## REQUIREMENTS
Where a line of the material contains the string "this", copy that line.

##### DATA SUPPLIED #####

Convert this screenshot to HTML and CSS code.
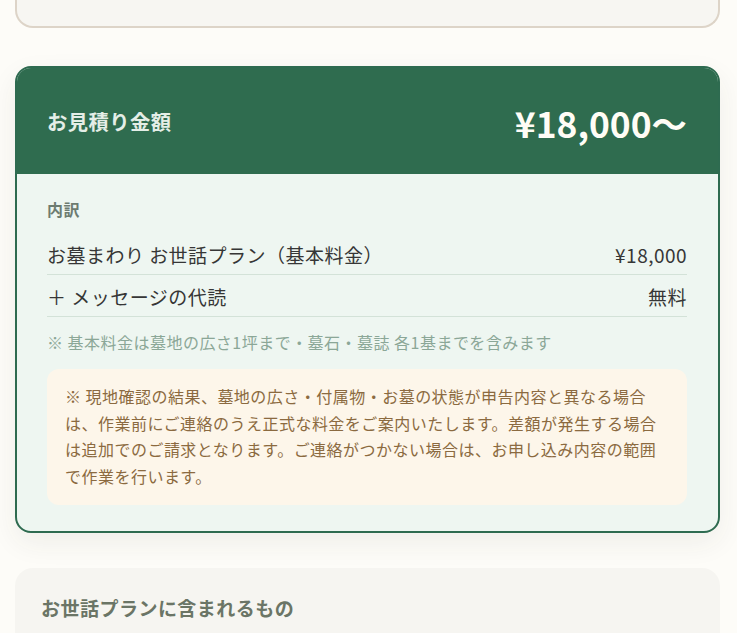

#####
##### DATA SUPPLIED #####

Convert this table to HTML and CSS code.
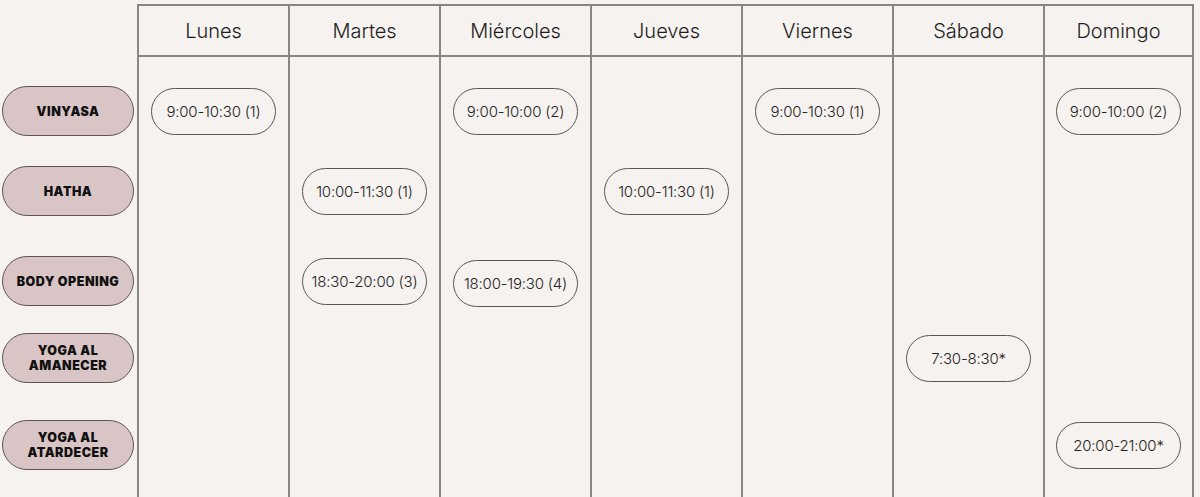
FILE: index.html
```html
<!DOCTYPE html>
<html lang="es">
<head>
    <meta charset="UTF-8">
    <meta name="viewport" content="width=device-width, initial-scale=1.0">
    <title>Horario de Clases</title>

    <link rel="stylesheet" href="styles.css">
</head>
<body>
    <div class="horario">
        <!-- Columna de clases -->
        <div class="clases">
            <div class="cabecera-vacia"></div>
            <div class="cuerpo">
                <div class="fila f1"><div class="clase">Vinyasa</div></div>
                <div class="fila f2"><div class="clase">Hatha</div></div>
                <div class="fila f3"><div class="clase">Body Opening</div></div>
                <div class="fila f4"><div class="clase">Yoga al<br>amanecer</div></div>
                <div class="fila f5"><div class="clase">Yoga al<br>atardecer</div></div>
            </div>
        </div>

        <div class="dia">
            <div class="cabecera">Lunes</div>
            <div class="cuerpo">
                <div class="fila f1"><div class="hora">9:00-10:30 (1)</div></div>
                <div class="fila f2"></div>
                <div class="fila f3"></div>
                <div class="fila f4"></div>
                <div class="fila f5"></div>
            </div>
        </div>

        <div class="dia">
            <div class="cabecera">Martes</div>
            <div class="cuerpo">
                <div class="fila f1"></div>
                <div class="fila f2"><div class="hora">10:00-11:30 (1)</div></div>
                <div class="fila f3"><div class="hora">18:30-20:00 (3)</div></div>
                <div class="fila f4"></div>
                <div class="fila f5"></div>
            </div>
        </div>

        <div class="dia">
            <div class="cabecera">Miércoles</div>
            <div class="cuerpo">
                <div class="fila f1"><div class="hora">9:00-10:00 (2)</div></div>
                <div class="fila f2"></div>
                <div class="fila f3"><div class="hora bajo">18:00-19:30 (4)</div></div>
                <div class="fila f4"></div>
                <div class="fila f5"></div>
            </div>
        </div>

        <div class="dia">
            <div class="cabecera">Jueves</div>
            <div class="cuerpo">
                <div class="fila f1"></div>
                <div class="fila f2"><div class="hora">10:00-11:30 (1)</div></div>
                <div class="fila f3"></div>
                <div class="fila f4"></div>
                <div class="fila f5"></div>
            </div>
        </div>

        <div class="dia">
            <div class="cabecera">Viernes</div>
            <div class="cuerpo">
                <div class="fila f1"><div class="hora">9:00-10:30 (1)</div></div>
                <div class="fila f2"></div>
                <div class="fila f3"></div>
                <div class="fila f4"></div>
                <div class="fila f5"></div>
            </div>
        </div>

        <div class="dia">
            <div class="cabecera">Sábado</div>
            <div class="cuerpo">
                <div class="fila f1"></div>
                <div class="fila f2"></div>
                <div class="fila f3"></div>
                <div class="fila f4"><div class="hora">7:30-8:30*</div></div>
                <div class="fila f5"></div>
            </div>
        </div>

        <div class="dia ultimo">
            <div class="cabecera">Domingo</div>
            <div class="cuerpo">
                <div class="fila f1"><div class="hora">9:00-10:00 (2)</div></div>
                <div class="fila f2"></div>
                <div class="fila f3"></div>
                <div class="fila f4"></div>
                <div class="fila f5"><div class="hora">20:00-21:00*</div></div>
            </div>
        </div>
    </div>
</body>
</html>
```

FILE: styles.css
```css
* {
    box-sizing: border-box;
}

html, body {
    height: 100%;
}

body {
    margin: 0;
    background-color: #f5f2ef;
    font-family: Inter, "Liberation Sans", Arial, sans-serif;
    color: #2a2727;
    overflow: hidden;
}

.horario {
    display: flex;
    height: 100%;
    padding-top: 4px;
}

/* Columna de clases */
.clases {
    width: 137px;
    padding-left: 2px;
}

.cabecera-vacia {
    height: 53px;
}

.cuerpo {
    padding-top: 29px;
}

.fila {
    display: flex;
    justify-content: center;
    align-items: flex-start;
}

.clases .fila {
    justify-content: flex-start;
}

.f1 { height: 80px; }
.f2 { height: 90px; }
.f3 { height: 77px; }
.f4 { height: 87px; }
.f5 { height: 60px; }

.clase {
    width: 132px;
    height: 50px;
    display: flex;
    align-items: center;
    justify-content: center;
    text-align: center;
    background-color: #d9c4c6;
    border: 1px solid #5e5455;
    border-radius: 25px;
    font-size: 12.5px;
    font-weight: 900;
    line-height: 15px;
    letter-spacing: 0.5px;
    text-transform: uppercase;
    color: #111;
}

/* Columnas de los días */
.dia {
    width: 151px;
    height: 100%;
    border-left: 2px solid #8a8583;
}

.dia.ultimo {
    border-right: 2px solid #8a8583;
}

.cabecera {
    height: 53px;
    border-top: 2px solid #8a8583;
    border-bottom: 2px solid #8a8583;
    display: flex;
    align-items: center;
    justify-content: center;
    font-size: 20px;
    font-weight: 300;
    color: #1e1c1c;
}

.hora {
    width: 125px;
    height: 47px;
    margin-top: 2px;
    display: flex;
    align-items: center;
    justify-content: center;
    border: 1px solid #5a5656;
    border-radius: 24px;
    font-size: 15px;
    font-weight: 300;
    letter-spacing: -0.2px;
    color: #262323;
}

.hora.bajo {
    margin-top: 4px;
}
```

#####

## TASK SOLUTION
Convert this screenshot to HTML and CSS code.
Convert this table to HTML and CSS code.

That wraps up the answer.